>>>>>

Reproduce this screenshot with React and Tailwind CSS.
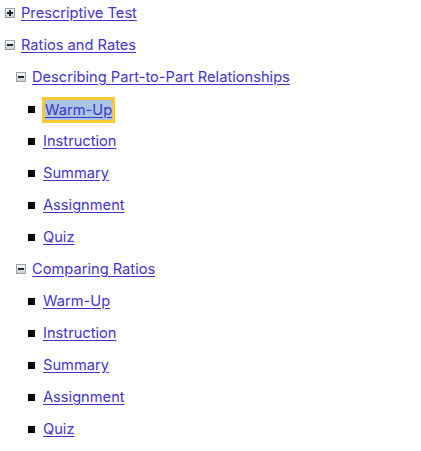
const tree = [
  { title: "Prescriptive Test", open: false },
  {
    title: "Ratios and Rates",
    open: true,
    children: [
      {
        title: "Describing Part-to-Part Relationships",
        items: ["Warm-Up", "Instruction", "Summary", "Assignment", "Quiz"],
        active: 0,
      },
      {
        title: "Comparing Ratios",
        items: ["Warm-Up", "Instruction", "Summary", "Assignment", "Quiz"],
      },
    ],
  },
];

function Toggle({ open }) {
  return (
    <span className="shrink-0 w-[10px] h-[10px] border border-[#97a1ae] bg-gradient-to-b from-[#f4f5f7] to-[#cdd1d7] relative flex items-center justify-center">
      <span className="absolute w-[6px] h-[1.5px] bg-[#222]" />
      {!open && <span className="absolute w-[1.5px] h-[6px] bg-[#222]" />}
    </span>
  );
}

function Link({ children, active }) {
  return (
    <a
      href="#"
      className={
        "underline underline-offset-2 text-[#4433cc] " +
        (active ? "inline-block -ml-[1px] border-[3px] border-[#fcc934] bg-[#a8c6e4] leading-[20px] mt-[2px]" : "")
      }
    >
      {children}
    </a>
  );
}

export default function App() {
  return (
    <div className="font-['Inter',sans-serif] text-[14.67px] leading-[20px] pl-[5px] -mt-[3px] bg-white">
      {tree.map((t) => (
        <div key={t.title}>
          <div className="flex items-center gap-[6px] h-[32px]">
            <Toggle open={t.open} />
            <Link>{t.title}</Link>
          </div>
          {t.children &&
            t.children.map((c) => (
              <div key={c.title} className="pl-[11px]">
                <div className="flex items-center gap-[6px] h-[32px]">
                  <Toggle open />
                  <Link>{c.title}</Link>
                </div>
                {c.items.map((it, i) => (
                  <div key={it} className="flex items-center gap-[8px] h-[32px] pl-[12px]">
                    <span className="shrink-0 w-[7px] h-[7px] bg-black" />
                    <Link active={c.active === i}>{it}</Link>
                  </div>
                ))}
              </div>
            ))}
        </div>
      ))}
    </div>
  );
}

<<<<<

> _WHAT NEEDS TO BE DONE_:
Keep the pictures out of the copy and return the rest of the data above exactly.

> _FULL SOLUTION_:
Reproduce this screenshot with React and Tailwind CSS.
const tree = [
  { title: "Prescriptive Test", open: false },
  {
    title: "Ratios and Rates",
    open: true,
    children: [
      {
        title: "Describing Part-to-Part Relationships",
        items: ["Warm-Up", "Instruction", "Summary", "Assignment", "Quiz"],
        active: 0,
      },
      {
        title: "Comparing Ratios",
        items: ["Warm-Up", "Instruction", "Summary", "Assignment", "Quiz"],
      },
    ],
  },
];

function Toggle({ open }) {
  return (
    <span className="shrink-0 w-[10px] h-[10px] border border-[#97a1ae] bg-gradient-to-b from-[#f4f5f7] to-[#cdd1d7] relative flex items-center justify-center">
      <span className="absolute w-[6px] h-[1.5px] bg-[#222]" />
      {!open && <span className="absolute w-[1.5px] h-[6px] bg-[#222]" />}
    </span>
  );
}

function Link({ children, active }) {
  return (
    <a
      href="#"
      className={
        "underline underline-offset-2 text-[#4433cc] " +
        (active ? "inline-block -ml-[1px] border-[3px] border-[#fcc934] bg-[#a8c6e4] leading-[20px] mt-[2px]" : "")
      }
    >
      {children}
    </a>
  );
}

export default function App() {
  return (
    <div className="font-['Inter',sans-serif] text-[14.67px] leading-[20px] pl-[5px] -mt-[3px] bg-white">
      {tree.map((t) => (
        <div key={t.title}>
          <div className="flex items-center gap-[6px] h-[32px]">
            <Toggle open={t.open} />
            <Link>{t.title}</Link>
          </div>
          {t.children &&
            t.children.map((c) => (
              <div key={c.title} className="pl-[11px]">
                <div className="flex items-center gap-[6px] h-[32px]">
                  <Toggle open />
                  <Link>{c.title}</Link>
                </div>
                {c.items.map((it, i) => (
                  <div key={it} className="flex items-center gap-[8px] h-[32px] pl-[12px]">
                    <span className="shrink-0 w-[7px] h-[7px] bg-black" />
                    <Link active={c.active === i}>{it}</Link>
                  </div>
                ))}
              </div>
            ))}
        </div>
      ))}
    </div>
  );
}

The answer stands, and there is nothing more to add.